By contrast, we wanted our annual review to be as inviting as possible to use. I say ‘use’, rather than ‘read’, for a reason – but I’ll get to that in a bit. To make the review as easy to navigate as possible, the usual format, a PDF, would not do. PDFs are a kind of ‘nostalgic’ format, if you like – the closest you can get, in a digital environment, to a retro weighty paper tome.
Why not, instead, structure the review using native digital HTML? Why not, in other words, make it a mini-website? So that’s what we did. CDPS’s first annual review starts with a series of plain English links directing people to parts of the content that might be most relevant to them.
The tyranny of text
HTML is one way to make using the document easier. Then there’s that other aspect I referred to earlier, about how you’d consume the review. Why rely upon text? As with the pseudo-paper format of PDF, too much text seems once again to hark back to a pre-digital world when a chunky, unread annual report could double up as a doorstop.
As a proponent of Agile thinking, CDPS always wants to test assumptions.
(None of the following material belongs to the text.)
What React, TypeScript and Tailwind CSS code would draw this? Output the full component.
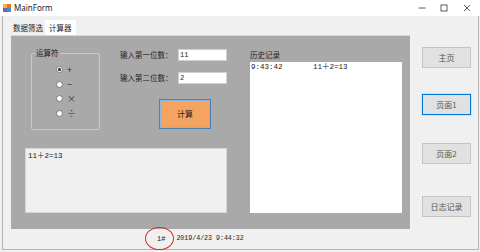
import React from "react";

const cjk = { fontFamily: '"Noto Sans CJK SC", "Noto Sans", sans-serif' };
const mono = { fontFamily: '"Liberation Mono", "Noto Sans CJK SC", monospace' };

function Radio({ checked, label }: { checked?: boolean; label: string }) {
  return (
    <div className="flex items-center h-[7px]">
      <div className="w-[7px] h-[7px] rounded-full bg-white border border-[#7a7a7a] flex items-center justify-center">
        {checked && <div className="w-[3px] h-[3px] rounded-full bg-[#222]" />}
      </div>
      <span className="ml-[4px] text-[9px] leading-none text-[#333]" style={cjk}>{label}</span>
    </div>
  );
}

function SideButton({ label, active }: { label: string; active?: boolean }) {
  return (
    <div
      className={
        "w-[49px] h-[21px] flex items-center justify-center text-[8px] text-[#555] bg-[#e1e1e1] " +
        (active ? "border border-[#0078d7] shadow-[0_0_0_1px_#cce4f7]" : "border border-[#c4c4c4]")
      }
      style={cjk}
    >
      {label}
    </div>
  );
}

export default function App() {
  return (
    <div className="w-[480px] h-[252px] bg-[#f0f0f0] relative overflow-hidden" style={cjk}>
      {/* title bar */}
      <div className="h-[16px] bg-white flex items-center">
        <svg width="8" height="8" viewBox="0 0 8 8" className="ml-[3px]">
          <rect x="0" y="0" width="4" height="4" fill="#f2b632" />
          <rect x="4" y="0" width="4" height="4" fill="#e8742c" />
          <rect x="0" y="4" width="4" height="4" fill="#7b5fb4" />
          <rect x="4" y="4" width="4" height="4" fill="#3d8fd6" />
        </svg>
        <span className="ml-[3px] text-[8px] text-[#222]" style={{ fontFamily: '"Noto Sans", sans-serif' }}>MainForm</span>
        <div className="ml-auto flex items-center">
          <svg width="8" height="8" viewBox="0 0 8 8" className="mr-[14px]">
            <line x1="0.5" y1="4" x2="7.5" y2="4" stroke="#333" strokeWidth="0.8" />
          </svg>
          <svg width="8" height="8" viewBox="0 0 8 8" className="mr-[15px]">
            <rect x="1" y="1" width="6" height="6" fill="none" stroke="#333" strokeWidth="0.8" />
          </svg>
          <svg width="8" height="8" viewBox="0 0 8 8" className="mr-[9px]">
            <line x1="1" y1="1" x2="7" y2="7" stroke="#333" strokeWidth="0.8" />
            <line x1="7" y1="1" x2="1" y2="7" stroke="#333" strokeWidth="0.8" />
          </svg>
        </div>
      </div>

      {/* body */}
      <div className="flex border-l border-[#b4b4b4] ml-[2px] mr-[1px] border-r h-[234px] border-b">
        {/* tab control */}
        <div className="ml-[8px] flex flex-col">
          <div className="h-[19px] flex items-end">
            <div className="h-[15px] flex items-center px-[2px] text-[7.5px] text-[#222]">数据筛选</div>
            <div className="h-[16px] flex items-center px-[4px] bg-white text-[7.5px] text-[#222] mb-[-1px]">计算器</div>
          </div>
          <div className="w-[399px] h-[194px] bg-[#a9a9a9] flex border-t border-[#d8d8d8]">
            {/* left part */}
            <div className="w-[228px] flex flex-col pl-[14px] pt-[13px]">
              <div className="flex items-start">
                {/* group box */}
                <div className="ml-[6px] mt-[4px] w-[69px] h-[77px] border border-[#c8c8c8] rounded-[2px] relative flex flex-col items-start pl-[24px] pt-[12px] gap-[7.5px]">
                  <span className="absolute left-[3px] top-[-6px] bg-[#a9a9a9] px-[1px] text-[7.5px] leading-[10px] text-[#222]">运算符</span>
                  <Radio checked label="+" />
                  <Radio label="−" />
                  <Radio label="×" />
                  <Radio label="÷" />
                </div>
                {/* inputs */}
                <div className="ml-[20px] flex flex-col">
                  <div className="flex items-center h-[12px]">
                    <span className="w-[58px] text-[7.5px] text-[#222] leading-none">输入第一位数：</span>
                    <div className="w-[49px] h-[12px] bg-white border border-[#d0d0d0] flex items-center pl-[1px] text-[7px] text-[#222]" style={mono}>11</div>
                  </div>
                  <div className="flex items-center h-[12px] mt-[11px]">
                    <span className="w-[58px] text-[7.5px] text-[#222] leading-none">输入第二位数：</span>
                    <div className="w-[49px] h-[12px] bg-white border border-[#d0d0d0] flex items-center pl-[1px] text-[7px] text-[#222]" style={mono}>2</div>
                  </div>
                  <div className="ml-[39px] mt-[15px] w-[52px] h-[30px] bg-[#f4a460] border border-[#4a7fb8] shadow-[inset_0_0_0_1px_#8fb6dd] flex items-center justify-center text-[8px] text-[#222]">
                    计算
                  </div>
                </div>
              </div>
              <div className="mt-[18px] w-[202px] h-[65px] bg-[#f0f0f0] border border-[#d6d6d6] pl-[2px] pt-[3px] text-[7.5px] leading-[9px] text-[#222]" style={mono}>
                11＋2=13
              </div>
            </div>
            {/* history */}
            <div className="ml-[11px] flex flex-col pt-[13px]">
              <div className="h-[13px] text-[7.5px] leading-[11px] text-[#222]">历史记录</div>
              <div className="w-[152px] h-[151px] bg-white pl-[1px] pt-[1px] flex text-[7.5px] leading-[9px] text-[#222]" style={mono}>
                <span className="w-[62px]">9:43:42</span>
                <span>11＋2=13</span>
              </div>
            </div>
          </div>
          {/* status */}
          <div className="flex items-center h-[20px] ml-[134px] relative">
            <div className="absolute left-[0px] top-[-2px] w-[29px] h-[23px] rounded-[50%] border-[1.5px] border-[#d42a2a]" />
            <span className="ml-[12px] text-[7px] text-[#222]" style={mono}>1#</span>
            <span className="ml-[11px] text-[6.6px] text-[#222]" style={mono}>2019/4/23 9:44:32</span>
          </div>
        </div>
        {/* right column */}
        <div className="ml-[12px] flex flex-col pt-[31px]">
          <SideButton label="主页" />
          <div className="mt-[26px]"><SideButton label="页面1" active /></div>
          <div className="mt-[28px]"><SideButton label="页面2" /></div>
          <div className="mt-[32px]"><SideButton label="日志记录" /></div>
        </div>
      </div>
    </div>
  );
}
That also applies to the assumption that text is the best (the most authoritative?) format for an annual report. It seems a dubious proposition, at best, in a multimedia world where people gulp down audio, video and graphics – as well as, sometimes, reading things.
‘That’s the point about digital’
Rather than beginning, then, with a written foreword by a senior executive, possibly topped by an image of them grasping a pen, CDPS’s annual review launches with a video intro. In it, Lee Waters MS, CDPS’s sponsoring minister, delivers a short, passionate monologue about the vital role of digital services – and CDPS – in Wales’s “incredibly turbulent” recent years.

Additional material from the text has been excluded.